Adjust your values.yml:
- Set pull policy of nextcloud to IfNotPresent
- enable cronjob
- enable the probes again
Then try to helm upgrade your installation. If that doesn't work, Helm uninstall an then install again, of course without deleting persistence.
Hope that helps.
Greetz
In my case, startupProbe.enabled is set to false by default. This causes the liveness and readiness probes to run too soon, which causes the container to be restarted before it can actually do the first time setup. The logs don't show any errors because the container is being restarted externally, not because the container itself had a problem. Thus why you just see the initializing message endlessly.
The fix for me was to set startupProbe.enabled to true, which allows the container to initialize before the readiness and liveness probes kick off and start rebooting it. If your cluster is slower, you may need to adjust the values under the startupProbe configuration to give it more time to start up.
The startup probe needs to be enabled by default and modified from using an httpGet to running a command that:
- checks for initialization step is complete, such as checking if 'rsync' is running, and wait if not finished, long time first run
- after it has verified it isn't initializing (which should be a quick check after first run), then it can run some test that makes sense for every startup (or maybe the startup probe is just that, it waits for the initialization to complete if there is one)
- maybe when nextcloud first starts up it could have a flag set somewhere that it is initializing by default, then after the initialization completes it could set that flag to initialized, and the startupProbe could just check if that flag is showing as initialized
For me the rsync step took 3 minutes 30 seconds.

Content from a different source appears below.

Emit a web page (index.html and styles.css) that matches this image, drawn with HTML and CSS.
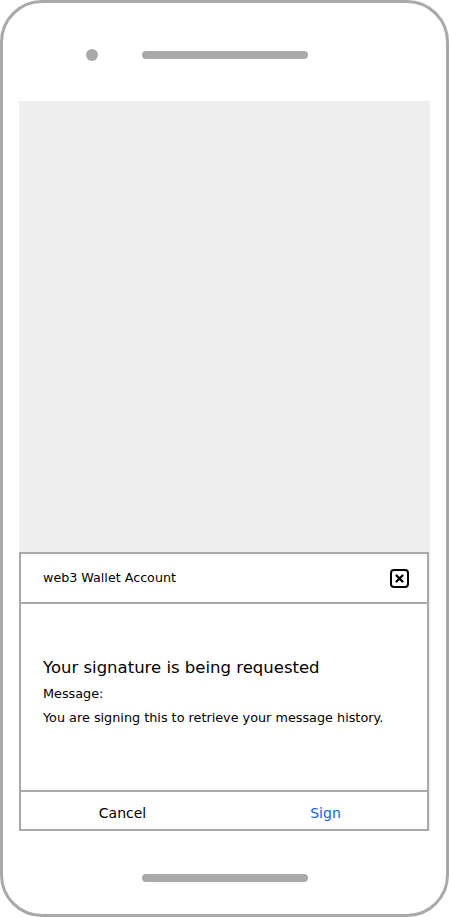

The alternative would just be to keep restarting and restarting the rync over and over again till the rsync has a chance to finally complete. Setting the startup probe with an initial delay of 4 minutes works ... but we don't really want to change that for first run then go back and change it everytime afterwards.
Note: 4 minutes worked, but it wasn't enough to complete the initial installation, 4 minutes was enough for the rsync to complete but it crashed and restarted 10 more times before the readiness and liveliness probes were happy ... I'm betting the initialization wasn't complete.)
A note in the log that its performing its first time initialization and that it may take a long time, up to 5 minutes, would be good to have in the logs as admins check to see why its taking so long.
It's not apparent to me, why nextcloud copies application code in the persistent storage location:
/mnt/nfs/services/nextcloud-nextcloud/html/3rdparty/aws/aws-sdk-php
In my eyes, this is not a valid approach for containerized applications.
My current configuration:
persistence:
enabled: true
storageClass: nfs
accessMode: ReadWriteMany
I'm actually not sure if that's something we're doing in the helm chart or if this is being done by something in the docker container, which would be a nextcloud/docker issue 🤔 I haven't had a moment to check though.
That's how the docker image works. I also don't like but afaik there is no way around it due to the architecture of Nextcloud (which is not very container friendly)
The way the chart currently works, thankfully, means that using a properly immutable image is possible. I did fork the nextcloud image and build a POC image which can run and perform basic upgrades without any rsyncing: https://github.com/thefirstofthe300/nextcloud-docker
The image isn't fully tested so there's likely some pieces that are broken, but that's mostly a matter of adding things back that I may have not reworked properly after gutting the install/upgrade logic. I welcome testing of the image, but please DON'T use it on production data yet.
In the name of testing, I do have a PR open to add removing the /var/www and /var/www/html mounts: #496
The lack of rsyncing almost certainly breaks folks using Docker Compose so submitting the image upstream may not be the easiest.